By Riley Sager
Born into wealth and influence, it all turned to dust when Anna Matheson's father was accused of a heinous and terrible act that resulted in the deaths of many innocent people, including US soldiers on their way to fight in World War II traveling on a train built by Anna's father's company. The train engine was deliberately designed to self-destruct because, according to the accusations, Matheson was a Nazi sympathizer. Supposedly Matheson didn't care that his own son, a soldier, was on that train too.
Matheson never made it to trail to face the accusations because he was stabbed to death in prison. After he was murdered, Anna's mother basically gave up on life and died soon after. Young Anna was alone in the world, stripped of mother, father, brother and of a life of comfort and wealth. She went to stay with her Aunt Retta, who taught Anna that life is pain. But also taught her to stand up to it.
When Aunt Retta died, Anna inherited from her along with a small fortune, a box of documents that proved Matheson was framed by a business rival, Kenneth Wentworth. So Anna comes up with a scheme to bring the guilty parties, of which there are six including Wentworth, to justice. She sends out invitations to a train trip from Pennsylvania to Chicago. Included in each invitation are ominous messages Anna is sure will guarantee the invitees attendance on the train trip. And she is almost correct. Five suspects show up. But the number one guilty party, Kenneth Wentworth, is not there. Instead it's his son, Dante, who intercepted the invitation and took his father's place. Because Dante and Anna used to be a couple but Wentworth put a stop to the relationship and now Dante is hoping for a second chance with Anna.
Anna's plan is confront the suspects with copies of the proof of their guilt and then hand them over to the police when the express train arrives at its only stop in Chicago. Of course, it doesn't quite go the way she intended. First of all, Dante is not his father. Secondly, almost immediately, one of the suspects ends up dead, poisoned, it appears. Third, an uninvited person crashes the party, claiming he got on the wrong train. This person, Reggie Davis, is as welcome as a skunk at a barbecue, and even more unwelcome when he reveals he is actually an FBI agent, placed on board to make sure all the involved parties make it to Chicago alive. And he has already failed at that with the poisoning death of one of them. Before much longer the body count increases again. Anna and Reggie have lost control of the situation and their goal of getting the remaining suspects to Chicago alive is seriously in danger of failure.
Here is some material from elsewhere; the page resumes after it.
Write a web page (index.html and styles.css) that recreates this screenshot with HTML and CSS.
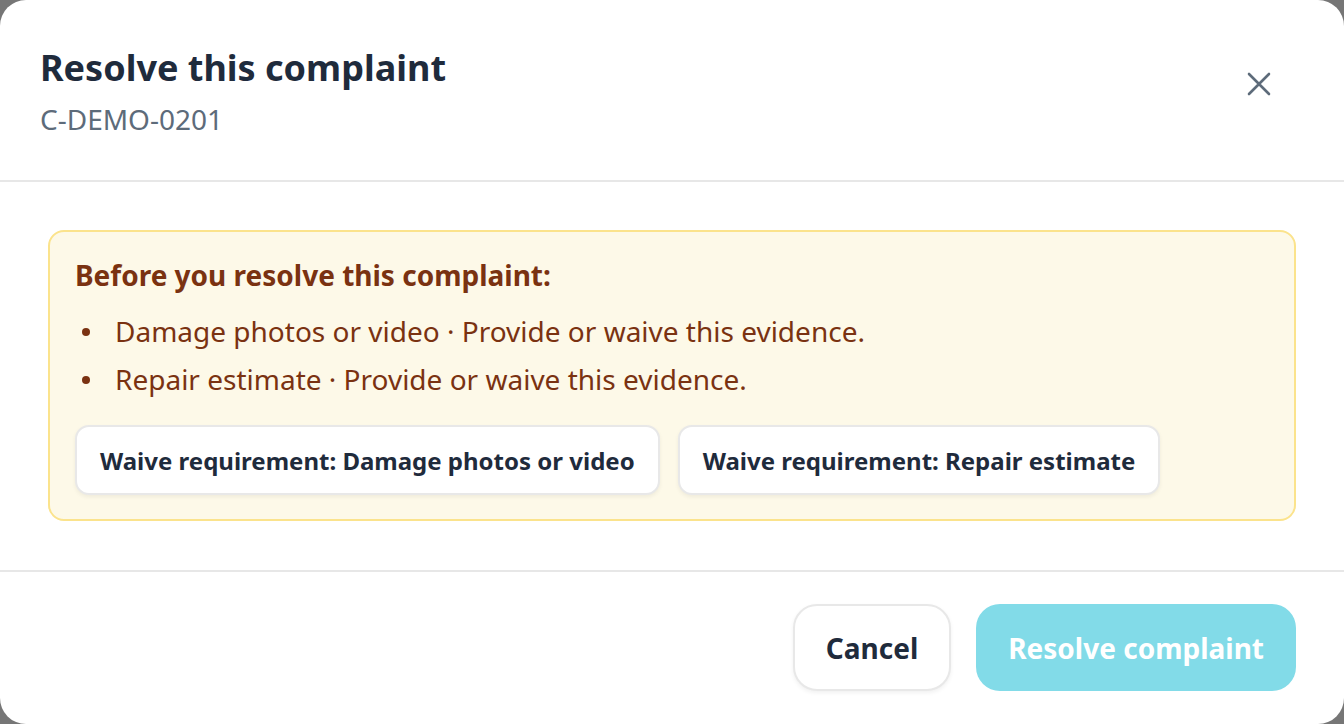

An interesting murder mystery with lots of red herrings and, I think, too many suspects. Also, with Anna being an attractive young woman and with three young single men on board the train, I assumed a romance was going to be part of the story. But, as it turns out, although a couple of advances are made, that never happens. So between the lack of a little romance and the shifting list of suspects, I found the story less than enchanting.